The Statute thus allows for actions to be pursued against the uninsured motorist carrier as the sole defendant where, as is the case here, service of process upon the motorist sought to be charged is returned “Not to be found.” T.C.A. § 56-7-1206(d). The only other condition to the uninsured motorist carrier assuming the defense is that service of process against the uninsured motorist carrier must have been executed pursuant to the guidelines set out in the section. Under T.C.A. § 56-7-1206(a), service of process, on an uninsured motorist carrier requires merely service of process “as though such insurance company were a party defendant.”

On February 13,1986, the Plaintiffs amended their original complaint to add Transamerica as uninsured motorist carrier defendant and duly served it with process. As service of process had been returned “not to be found” on the motorists sought to be charged November 17, 1985, the Plaintiffs had thus perfected their action against Transamerica as uninsured motorist carrier by complying with the conditions of T.C.A. § 56-7-1206.

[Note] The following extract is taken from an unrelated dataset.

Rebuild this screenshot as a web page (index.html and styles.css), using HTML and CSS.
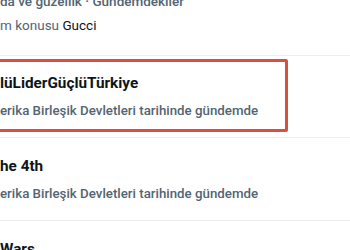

It was error for the Trial Court to dismiss the action against Transamerica after the conditions of the section had been satisfied as to maintaining an action against an uninsured motorist carrier as sole defendant.

Transamerica has raised the defense on appeal of failure to serve it as a party defendant since service was outside of one year from the date of the accident. Whether or not the claim against the uninsured motorist carrier should fall within the one-year statute of limitations for tort actions or the six-year statute of limitations for contract actions need not be addressed for the fact that it would be improper to allow Transamerica to assert such a defense for the first time on appeal. See 27 C.J.S., Dismissal & Nonsuit § 49.

The Trial Court also erred in ruling that the Plaintiffs’ cause of action against Defendants Kregger and Spurling was barred by T.R.C.P. Rule 3.

T.R.C.P. Rule 3 provides:

*345 RULE 3. COMMENCEMENT OF ACTION

All civil actions are commenced by filing a complaint with the Court.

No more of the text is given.